Paris avait également réfuté l’existence de toute crise avec Rabat même si la visite d’État du président Emmanuel Macron prévue -sans date- au 1er trimestre paraît s’éloigner, d’autant plus que le royaume chérifien n’a plus d’ambassadeur à Paris et qu’aucun remplaçant n’a été encore désigné. Officiellement, la décision de mettre fin aux fonctions de M. Benchaâboun est une procédure administrative normale qui fait suite à sa nomination par le roi Mohammed VI le 18 octobre à la tête d’un fonds souverain d’investissement ayant pour mission de dynamiser l’économie.
Ennemis jurés
La crise qui s’amorce est aussi dû aux rapprochements entre Paris et Alger. La guerre d’Ukraine, qui provoque une pénurie de gaz en Europe, met l’Algérie et ses réserves sur le devant de la scène diplomatique internationale. La France et ses voisins européens se tournent vers l’ennemi juré du royaume chérifien. Les brouilles entre les deux pays sont nombreuses, surtout sur le dossier brûlant du Sahara occidental, revendiqué par le Maroc tandis que l’Algérie soutient les indépendantistes sahraouis.
Paris entend continuer à approfondir ses relations avec Alger malgré les frictions liées au retour en France d’une franco-algérienne qui devait être expulsée vers l’Algérie via la Tunisie, ce qui a provoqué le rappel de l’ambassadeur algérien. Frappée d’une interdiction de quitter le territoire algérien, la militante et figure du mouvement « hirak » Amira Bouraoui avait réussi à franchir la frontière algéro-tunisienne avant d’être arrêtée, le 3 février. Trois jours plus tard, elle avait pu être accueillie à Lyon. Possédant la nationalité française, en plus de celle algérienne, la militante a pu compter sur le soutien de l’ambassade française en Tunisie dans cette affaire. Alger a jugé qu’il s’agissait d’une « exfiltration illégale » et a rappelé son ambassadeur « pour consultations ».

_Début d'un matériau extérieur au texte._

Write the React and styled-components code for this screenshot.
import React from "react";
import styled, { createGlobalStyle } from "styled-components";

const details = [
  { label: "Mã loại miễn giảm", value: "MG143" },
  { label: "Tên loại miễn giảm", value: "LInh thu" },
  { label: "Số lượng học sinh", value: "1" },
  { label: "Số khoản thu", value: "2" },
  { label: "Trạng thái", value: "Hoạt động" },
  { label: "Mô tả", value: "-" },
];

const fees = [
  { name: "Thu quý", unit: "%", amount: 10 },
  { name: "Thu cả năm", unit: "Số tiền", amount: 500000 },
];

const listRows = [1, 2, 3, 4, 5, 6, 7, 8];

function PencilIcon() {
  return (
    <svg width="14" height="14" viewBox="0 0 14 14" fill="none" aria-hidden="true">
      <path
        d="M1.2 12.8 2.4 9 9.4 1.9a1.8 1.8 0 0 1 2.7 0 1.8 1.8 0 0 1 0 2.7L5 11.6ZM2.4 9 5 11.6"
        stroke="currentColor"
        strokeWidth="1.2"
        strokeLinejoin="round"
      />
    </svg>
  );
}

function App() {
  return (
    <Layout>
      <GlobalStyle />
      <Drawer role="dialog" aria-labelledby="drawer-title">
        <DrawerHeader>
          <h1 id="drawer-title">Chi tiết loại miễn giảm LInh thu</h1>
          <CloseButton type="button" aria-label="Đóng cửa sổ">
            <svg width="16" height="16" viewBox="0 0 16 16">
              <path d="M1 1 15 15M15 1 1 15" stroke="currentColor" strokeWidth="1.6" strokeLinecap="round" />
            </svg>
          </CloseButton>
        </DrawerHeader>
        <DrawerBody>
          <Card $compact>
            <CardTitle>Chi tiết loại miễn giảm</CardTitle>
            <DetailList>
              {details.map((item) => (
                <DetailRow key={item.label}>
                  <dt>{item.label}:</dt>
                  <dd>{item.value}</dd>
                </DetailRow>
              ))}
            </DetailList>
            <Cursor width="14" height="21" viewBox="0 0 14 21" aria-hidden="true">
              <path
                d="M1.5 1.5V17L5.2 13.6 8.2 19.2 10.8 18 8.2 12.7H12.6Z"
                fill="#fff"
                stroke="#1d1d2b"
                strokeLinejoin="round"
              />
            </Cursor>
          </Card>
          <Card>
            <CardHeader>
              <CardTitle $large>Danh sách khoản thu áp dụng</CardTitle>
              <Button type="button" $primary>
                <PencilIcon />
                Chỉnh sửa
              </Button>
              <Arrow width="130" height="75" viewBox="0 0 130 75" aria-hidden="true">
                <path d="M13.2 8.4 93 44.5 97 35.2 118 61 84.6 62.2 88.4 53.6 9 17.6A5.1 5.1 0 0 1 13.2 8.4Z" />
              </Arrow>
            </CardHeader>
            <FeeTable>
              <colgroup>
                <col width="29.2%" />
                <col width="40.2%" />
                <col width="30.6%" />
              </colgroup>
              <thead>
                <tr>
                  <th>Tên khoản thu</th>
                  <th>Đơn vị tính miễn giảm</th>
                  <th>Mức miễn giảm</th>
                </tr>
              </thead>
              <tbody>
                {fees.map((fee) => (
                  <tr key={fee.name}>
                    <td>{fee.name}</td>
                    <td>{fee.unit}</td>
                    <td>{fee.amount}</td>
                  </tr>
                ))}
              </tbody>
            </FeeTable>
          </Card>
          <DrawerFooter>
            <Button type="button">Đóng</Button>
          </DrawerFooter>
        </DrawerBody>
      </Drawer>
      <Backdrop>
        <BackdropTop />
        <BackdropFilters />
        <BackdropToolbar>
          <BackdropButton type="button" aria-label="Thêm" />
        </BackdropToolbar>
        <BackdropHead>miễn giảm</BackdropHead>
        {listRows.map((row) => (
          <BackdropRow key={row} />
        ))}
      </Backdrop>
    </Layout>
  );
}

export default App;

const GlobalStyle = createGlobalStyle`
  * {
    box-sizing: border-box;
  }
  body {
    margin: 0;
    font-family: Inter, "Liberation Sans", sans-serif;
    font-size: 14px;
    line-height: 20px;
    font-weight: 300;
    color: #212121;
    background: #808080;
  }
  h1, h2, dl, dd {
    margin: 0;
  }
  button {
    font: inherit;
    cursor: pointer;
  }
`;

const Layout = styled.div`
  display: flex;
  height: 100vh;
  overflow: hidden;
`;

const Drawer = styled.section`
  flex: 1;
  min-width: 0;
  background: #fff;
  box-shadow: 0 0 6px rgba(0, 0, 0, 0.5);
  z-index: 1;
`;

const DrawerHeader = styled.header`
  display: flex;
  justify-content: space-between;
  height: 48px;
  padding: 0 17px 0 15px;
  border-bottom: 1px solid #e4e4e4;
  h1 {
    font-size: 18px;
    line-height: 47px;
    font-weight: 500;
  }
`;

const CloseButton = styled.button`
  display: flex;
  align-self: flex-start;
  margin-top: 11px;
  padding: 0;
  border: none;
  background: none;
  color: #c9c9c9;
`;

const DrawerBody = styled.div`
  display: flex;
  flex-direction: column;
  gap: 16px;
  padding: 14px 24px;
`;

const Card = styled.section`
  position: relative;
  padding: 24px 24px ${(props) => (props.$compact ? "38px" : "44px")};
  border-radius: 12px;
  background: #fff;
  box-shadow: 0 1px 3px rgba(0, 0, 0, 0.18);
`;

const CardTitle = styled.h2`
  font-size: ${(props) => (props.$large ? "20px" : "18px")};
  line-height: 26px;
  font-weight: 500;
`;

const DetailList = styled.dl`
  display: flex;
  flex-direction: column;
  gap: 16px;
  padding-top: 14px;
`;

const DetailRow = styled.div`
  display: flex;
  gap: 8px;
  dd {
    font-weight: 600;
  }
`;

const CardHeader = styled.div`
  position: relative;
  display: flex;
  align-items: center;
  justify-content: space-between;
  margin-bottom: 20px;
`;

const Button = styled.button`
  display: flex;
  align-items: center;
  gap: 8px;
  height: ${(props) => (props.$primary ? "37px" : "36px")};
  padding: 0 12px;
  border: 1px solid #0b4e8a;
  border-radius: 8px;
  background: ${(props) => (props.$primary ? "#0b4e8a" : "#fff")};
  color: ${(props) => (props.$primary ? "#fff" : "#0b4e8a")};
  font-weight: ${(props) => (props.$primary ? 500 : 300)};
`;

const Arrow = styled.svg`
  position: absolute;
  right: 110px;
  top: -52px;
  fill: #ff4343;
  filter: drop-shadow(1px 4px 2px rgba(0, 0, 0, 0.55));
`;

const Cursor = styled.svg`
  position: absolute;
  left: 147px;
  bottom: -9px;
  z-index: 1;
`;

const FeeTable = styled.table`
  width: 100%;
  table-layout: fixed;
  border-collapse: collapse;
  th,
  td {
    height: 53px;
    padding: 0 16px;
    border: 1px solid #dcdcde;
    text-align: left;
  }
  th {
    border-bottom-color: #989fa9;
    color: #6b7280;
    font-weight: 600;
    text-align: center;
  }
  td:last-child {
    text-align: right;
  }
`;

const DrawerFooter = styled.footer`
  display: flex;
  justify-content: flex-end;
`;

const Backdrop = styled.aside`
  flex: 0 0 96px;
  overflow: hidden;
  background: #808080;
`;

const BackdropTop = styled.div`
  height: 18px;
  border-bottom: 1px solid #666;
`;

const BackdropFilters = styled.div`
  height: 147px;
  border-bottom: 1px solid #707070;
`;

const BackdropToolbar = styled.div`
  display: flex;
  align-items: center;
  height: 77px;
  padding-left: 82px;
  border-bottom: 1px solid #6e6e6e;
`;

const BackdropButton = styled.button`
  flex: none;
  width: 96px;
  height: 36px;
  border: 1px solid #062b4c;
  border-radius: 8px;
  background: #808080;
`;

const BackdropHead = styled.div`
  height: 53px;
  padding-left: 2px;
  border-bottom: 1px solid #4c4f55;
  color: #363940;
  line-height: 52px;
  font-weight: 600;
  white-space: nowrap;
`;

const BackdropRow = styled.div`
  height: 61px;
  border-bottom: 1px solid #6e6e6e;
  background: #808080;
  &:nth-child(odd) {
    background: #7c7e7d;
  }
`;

Relations franco-algérienne tendues
Interrogé sur le fait que cette affaire était susceptible de dégrader les relations bilatérales, François Delmas, porte-parole du ministère des Affaires étrangères a déclaré: « pour notre part, nous entendons continuer à travailler à l’approfondissement de notre relation bilatérale ». Il s’est en revanche refusé à tout commentaire sur le rappel de l’ambassadeur algérien, « une décision algérienne qu’il ne m’appartient pas de commenter ». Il n’a pas non plus voulu faire de commentaires « sur cette situation individuelle » mais a tenu à rappeler qu’Amira Bouraoui était « une ressortissante française et qu’à ce titre, les autorités françaises exercent leur protection consulaire ». « Il s’agit d’une procédure qui ne ressort d’aucune manière de l’ordinaire », a-t-il également réagi. Il n’a pas non plus voulu répondre à la possibilité que cette affaire remette en question la visite du président algérien Abdelmadjid Tebboune programmée pour le mois de mai.
Après un grave coup de froid à l’automne 2021, Paris et Alger avaient scellé un réchauffement de leurs relations à l’occasion d’un déplacement du président français Emmanuel Macron à Alger en août dernier. Les deux chefs d’État avaient signé en grande pompe une déclaration commune pour relancer la coopération bilatérale.